Is this significant? That this happens whilst the a/c is actually travelling backwards? I guess this would increase the pressure differential between 'high' and now 'even lower', but would the 20kts or so make that much difference?

Mark 1
11th Mar 2007, 21:32
You get a phenomenon called a ground vortex due to the sink-flow into the intake.
I've known one pull up a lump of loose tarmac into an engine on a test stand.

ICT_SLB
12th Mar 2007, 03:03
We had a similar vortex appear above the inlet when we ran the RJ-700's engines in the climate test hanger at Eglin AFB. Probably partly due to the temperature stratification in the -40 cold. I got it on video but no way to upload the analog right now. The snowfall as they brought the chamber temp down was worthy of a Hollywood spectacular.

Max Angle
12th Mar 2007, 09:36
You see it a lot as aicraft taxi over puddles of water, makes you realise how dangerous the things are even at idle. Ramp staff take note!.

MrBernoulli
12th Mar 2007, 11:42
Tornado bomber/fighter is very good at this ....... and sucking on stones too!

enicalyth
12th Mar 2007, 11:43
I've seen it too, many times. Often like a cobra dancing to an invisible snake charmer. But the cobra mist disappears very quickly.

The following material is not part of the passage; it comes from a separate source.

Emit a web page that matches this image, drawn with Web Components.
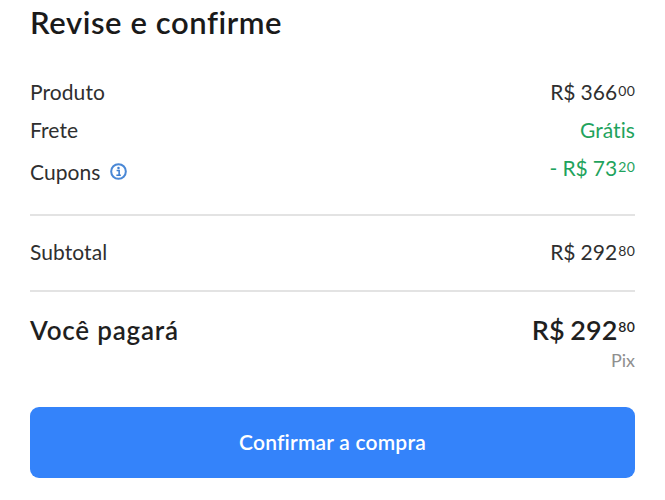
<!DOCTYPE html>
<html lang="pt-BR">
<head>
<meta charset="utf-8">
<title>Revise e confirme</title>
<style>
  html, body { margin: 0; background: #fff; }
  body { font-family: "Lato", "Liberation Sans", sans-serif; color: #1f1f1f; }
</style>
</head>
<body>
<review-page>
  <h-title slot="title">Revise e confirme</h-title>

  <summary-row style="--row-h:38px; margin-top:31px">
    Produto
    <price-tag slot="value" int="R$ 366" cents="00"></price-tag>
  </summary-row>
  <summary-row style="--row-h:38px">
    Frete
    <span slot="value" style="color:#1fa35d">Grátis</span>
  </summary-row>
  <summary-row style="--row-h:46px; --value-shift:-4px">
    <span>Cupons</span><info-icon></info-icon>
    <price-tag slot="value" int="- R$ 73" cents="20" style="color:#1fa35d"></price-tag>
  </summary-row>

  <h-rule style="margin-top:20px"></h-rule>

  <summary-row style="--row-h:74px; padding-bottom:4px">
    Subtotal
    <price-tag slot="value" int="R$ 292" cents="80"></price-tag>
  </summary-row>

  <h-rule></h-rule>

  <total-block int="R$ 292" cents="80" method="Pix">Você pagará</total-block>

  <confirm-button>Confirmar a compra</confirm-button>
</review-page>

<script>
// Small page, one element per visual piece. Order of define() does not matter.
class ReviewPage extends HTMLElement {
  constructor() {
    super();
    this.attachShadow({ mode: "open" }).innerHTML = `
      <style>
        :host { display: flex; flex-direction: column; padding: 0 30px; width: 605px; height: 500px; }
      </style>
      <slot name="title"></slot>
      <slot></slot>`;
  }
}

class HTitle extends HTMLElement {
  constructor() {
    super();
    this.attachShadow({ mode: "open" }).innerHTML = `
      <style>
        :host { display: block; height: 41px; font-size: 31px; line-height: 45px; font-weight: 600; letter-spacing: .58px; color: #1a1a1a; }
      </style>
      <slot></slot>`;
  }
}

class SummaryRow extends HTMLElement {
  constructor() {
    super();
    this.attachShadow({ mode: "open" }).innerHTML = `
      <style>
        :host { display: flex; align-items: center; justify-content: space-between; box-sizing: border-box; height: var(--row-h, 38px); font-size: 21px; letter-spacing: .08px; word-spacing: -.5px; color: #2f2f2f; }
        .label { display: flex; align-items: center; gap: 9px; }
        .value { position: relative; top: var(--value-shift, 0); }
      </style>
      <div class="label"><slot></slot></div>
      <div class="value"><slot name="value"></slot></div>`;
  }
}

class PriceTag extends HTMLElement {
  constructor() {
    super();
    this.attachShadow({ mode: "open" }).innerHTML = `
      <style>
        :host { display: inline-flex; align-items: flex-start; }
        sup { font-size: 14px; line-height: 1; margin-left: 1px; margin-top: 5px; vertical-align: baseline; letter-spacing: .2px; }
      </style>
      <span id="int"></span><sup id="cents"></sup>`;
  }
  connectedCallback() {
    this.shadowRoot.getElementById("int").textContent = this.getAttribute("int");
    this.shadowRoot.getElementById("cents").textContent = this.getAttribute("cents");
  }
}

class InfoIcon extends HTMLElement {
  constructor() {
    super();
    this.attachShadow({ mode: "open" }).innerHTML = `
      <style>
        :host { display: inline-flex; width: 17px; height: 17px; }
      </style>
      <svg width="17" height="17" viewBox="0 0 16 16" fill="none">
        <circle cx="8" cy="8" r="6.9" stroke="#4a88d6" stroke-width="1.9"/>
        <circle cx="8" cy="4.7" r="1.2" fill="#3f7fd0"/>
        <path d="M6.2 7.1h2.4v4.2M6 11.5h4.2" stroke="#3f7fd0" stroke-width="1.5"/>
      </svg>`;
  }
}

class HRule extends HTMLElement {
  constructor() {
    super();
    this.attachShadow({ mode: "open" }).innerHTML = `
      <style>
        :host { display: block; height: 2px; background: #e3e3e3; }
      </style>`;
  }
}

class TotalBlock extends HTMLElement {
  constructor() {
    super();
    this.attachShadow({ mode: "open" }).innerHTML = `
      <style>
        :host { display: flex; justify-content: space-between; height: 115px; padding-top: 19px; box-sizing: border-box; color: #1f1f1f; }
        .label { font-size: 26px; font-weight: 600; line-height: 38px; letter-spacing: .8px; }
        .right { display: flex; flex-direction: column; align-items: flex-end; }
        .amount { display: flex; align-items: flex-start; font-size: 27px; font-weight: 600; line-height: 38px; word-spacing: -1px; }
        sup { font-size: 14px; line-height: 1; margin: 9px 0 0 1px; font-weight: 600; letter-spacing: .2px; }
        .method { font-size: 18px; line-height: 22px; color: #8f8f8f; }
      </style>
      <div class="label"><slot></slot></div>
      <div class="right">
        <div class="amount"><span id="int"></span><sup id="cents"></sup></div>
        <div class="method" id="method"></div>
      </div>`;
  }
  connectedCallback() {
    const root = this.shadowRoot;
    root.getElementById("int").textContent = this.getAttribute("int");
    root.getElementById("cents").textContent = this.getAttribute("cents");
    root.getElementById("method").textContent = this.getAttribute("method");
  }
}

class ConfirmButton extends HTMLElement {
  constructor() {
    super();
    this.attachShadow({ mode: "open" }).innerHTML = `
      <style>
        :host { display: flex; align-items: center; justify-content: center; box-sizing: border-box; height: 71px; padding-bottom: 2px; border-radius: 9px; background: #3483fa; color: #fff; font-size: 21px; font-weight: 600; letter-spacing: .2px; }
      </style>
      <slot></slot>`;
  }
}

customElements.define("review-page", ReviewPage);
customElements.define("h-title", HTitle);
customElements.define("summary-row", SummaryRow);
customElements.define("price-tag", PriceTag);
customElements.define("info-icon", InfoIcon);
customElements.define("h-rule", HRule);
customElements.define("total-block", TotalBlock);
customElements.define("confirm-button", ConfirmButton);
</script>
</body>
</html>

If I may pick up on Mr Haughtney's observation.

The inlet inducer or diffuser is part of the initial internal slowing down process. Agreed anything outside the engine is "sucked" towards the inducer but once inside the duct the flow is slowed down and pressure rises. It is this compression process which if it overcomes all losses and the work extracted by the turbine will create the nett jet thrust.

The turbine is there to turn the compressor and effectively pushes the aircraft back, hence all those lovely thrust balance sketches.

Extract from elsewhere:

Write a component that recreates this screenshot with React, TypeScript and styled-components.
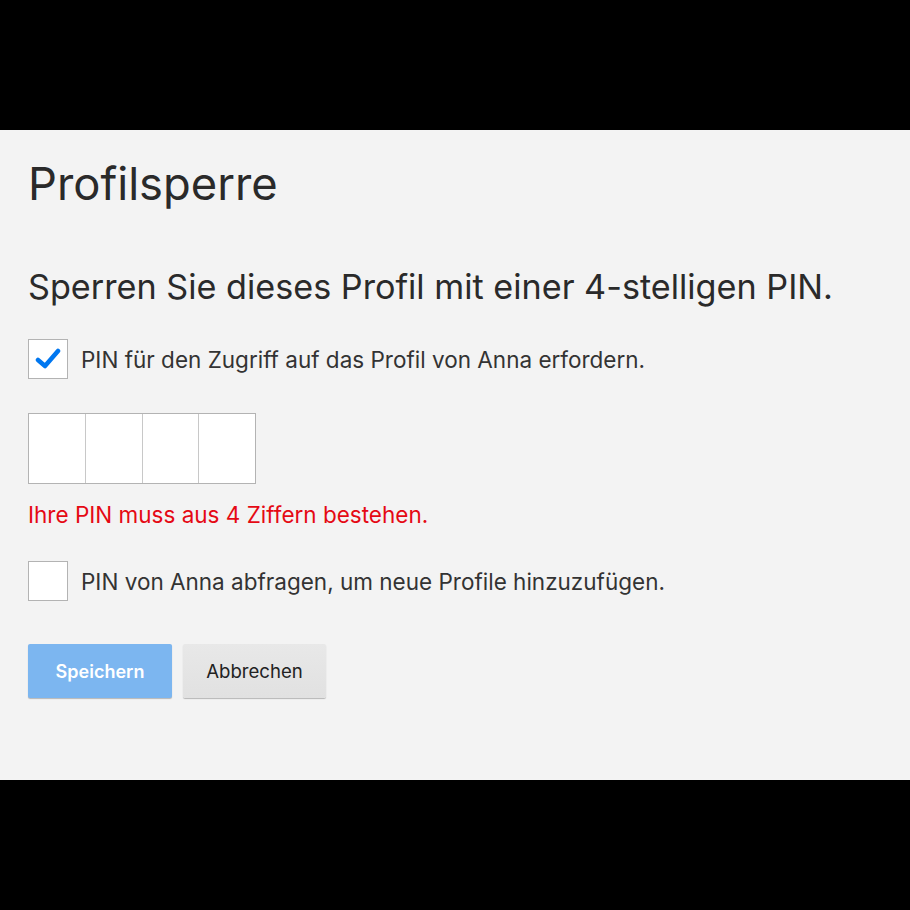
import React from "react";
import styled, { createGlobalStyle } from "styled-components";

const Global = createGlobalStyle`
  html, body { margin: 0; padding: 0; background: #000; }
  body { font-family: Inter, "Noto Sans", sans-serif; }
`;

const Page = styled.div`
  width: 910px;
  height: 910px;
  background: #000;
  display: flex;
  flex-direction: column;
  justify-content: center;
`;

const Panel = styled.div`
  height: 650px;
  box-sizing: border-box;
  background: #f3f3f3;
  padding: 0 28px;
  color: #333;
  display: flex;
  flex-direction: column;
`;

const Title = styled.h1`
  margin: 24px 0 0;
  font-size: 45.3px;
  font-weight: 400;
  line-height: 60px;
  color: #2a2a2a;
`;

const Subtitle = styled.h2`
  margin: 52px 0 0;
  font-size: 34.2px;
  font-weight: 400;
  line-height: 42px;
  color: #2a2a2a;
`;

const Row = styled.label<{ $top: number }>`
  display: flex;
  align-items: center;
  gap: 13px;
  margin-top: ${(p) => p.$top}px;
  font-size: 22.5px;
  color: #333;
`;

const Box = styled.span`
  width: 38px;
  height: 38px;
  background: #fff;
  border: 1px solid #b3b3b3;
  display: flex;
  align-items: center;
  justify-content: center;
  flex-shrink: 0;
`;

const PinGroup = styled.div`
  display: flex;
  margin-top: 34px;
  width: 228px;
  height: 71px;
  border: 1px solid #b3b3b3;
  box-sizing: border-box;
  background: #fff;
`;

const PinCell = styled.div`
  flex: 1;
  & + & { border-left: 1px solid #c8c8c8; }
`;

const ErrorText = styled.div`
  margin-top: 17px;
  font-size: 22.5px;
  color: #e50914;
  line-height: 28px;
`;

const Buttons = styled.div`
  display: flex;
  gap: 11px;
  margin-top: 43px;
`;

const Button = styled.button<{ $primary?: boolean }>`
  height: 54px;
  width: ${(p) => (p.$primary ? 144 : 143)}px;
  border: none;
  border-radius: 2px;
  font-family: Inter, "Noto Sans", sans-serif;
  font-size: ${(p) => (p.$primary ? 18 : 18.6)}px;
  font-weight: ${(p) => (p.$primary ? 600 : 400)};
  color: ${(p) => (p.$primary ? "#fff" : "#222")};
  background: ${(p) => (p.$primary ? "#7cb6f0" : "linear-gradient(#e8e8e8, #e1e1e1)")};
  box-shadow: 0 1px 1px rgba(0, 0, 0, 0.25);
  padding: 0;
`;

export default function App() {
  return (
    <Page>
      <Global />
      <Panel>
        <Title>Profilsperre</Title>
        <Subtitle>Sperren Sie dieses Profil mit einer 4-stelligen PIN.</Subtitle>
        <Row $top={31}>
          <Box>
            <svg width="26" height="22" viewBox="0 0 26 22">
              <path d="M3 12 L10 18 L23 3" fill="none" stroke="#0077f0" strokeWidth="4.5" strokeLinecap="round" strokeLinejoin="round" />
            </svg>
          </Box>
          PIN für den Zugriff auf das Profil von Anna erfordern.
        </Row>
        <PinGroup>
          <PinCell />
          <PinCell />
          <PinCell />
          <PinCell />
        </PinGroup>
        <ErrorText>Ihre PIN muss aus 4 Ziffern bestehen.</ErrorText>
        <Row $top={32}>
          <Box />
          PIN von Anna abfragen, um neue Profile hinzuzufügen.
        </Row>
        <Buttons>
          <Button $primary>Speichern</Button>
          <Button>Abbrechen</Button>
        </Buttons>
      </Panel>
    </Page>
  );
}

Compression is a rise in temperature and pressure. Expansion is a loss of pressure and temperature. Clearly any expansion anywhere in the front end of the jet engine creates an adverse pressure gradient. Not the same as a surge which is choking and the choking is seen as an adverse pressure gradient causing the flame to come out at the front if it can! And a bang whether it can or can't, leading to oscillating and more bangs.

When Whittle propounded his views people not unnaturally said "But because the turbine turns the compressor won't it consume so much as to make the whole engine not to run at all?" Whittle would add "But I am adding heat to make up for these subtractions and losses - I am adding heat by burning paraffin in air". Heat is work and provided that burning fuel more than makes up for mechanical losses and the work extracted by the turbine to turn the compressor then the engine runs and we get nett forward thrust.

What Whittle, Ohain and others then wrestled with is not to have the compressor choke and stall, in which some compressor stages actual "turbine" and rob thrust to the extent of creating an adverse pressure gradient pushing back to front.

Whittle used a centrifugal compressor and an axial turbine. Ohain went for an axial compressor and a centrifugal turbine. Hence nothing to do with war winners and losers Whittle has the more rightful claim to precedence because his design through either insight, luck or both is the more thought through. If Ohain beat Whittle to the punch it was in spite of his design rather than because of it. Both Ohain and Whittle suffered bureaucratic obstinacy, Ohain perhaps less so because he won the heart and mind of a manufacturer.

The immediate foreunner of the Avon (I forget its name) was another engine that handled compression badly, never actually running properly at all and the remarkable thing is how quickly Rollers cottoned on and designed that amazing single shaft engine - the Avon. But as usual I am digressing. The cobra vapour effect on the ground....

How I think it happens is like this. Sat on the ground air speeds up outside the inlet but once it has got inside it must slow down otherwise it negates the purpose of the compressor. Pressure must not be allowed to fall until we get to the turbine stages. Any such loss of pressure is a loss of thrust. So very soon inside the inlet the cobra mist effect must disappear 'cos the air is rapidly slowing down and warming up by good design that Whittle appears to have understood, Ohain didn't and Rollers had to learn the hard way.

Right up until the last stage of the compressor the whole process of the jet engine is to slow down and compress the air which gets hotter and by getting hotter is available to do work. Some of the work is absorbed by the turbine driving the compressor hopefully leaving enough to supply forward thrust.

(When we set fire to Whittle's paraffin to overcome turbine and mechanical losses we try to ensure that the temperature is always high enough, raising the local speed of sound high enough that critical stages do not choke too soon. As soon as the air reaches local Mach One in the engine it is remarkably disinclined to shift faster).

That the water vapour is picked up from a stationary pool and made to move into the engine is suggestive of a pressure gradient outside the inlet (otherwise air would never enter) but once it is inside it is then compressed and slowed down, not speeded up further until expanded through the turbine and nozzle. Hence if you look at that cobra mist it appears to be attached to a point a very short distance inside the inlet.

Nevertheless there is a considerable mass flow front to rear. Anyone "sucked" into an engine will rapidly find himself being compressed but it will be all right in the end. He gets expanded in the turbine and exit nozzle. So that's all right then. Just a few smuts and bruises and a looooooooong story to tell in the bar.

PS Ohain "went" to the USA and his mastery after an unpromising start showed him to be at least Whittle's equal and perhaps sounder business judge.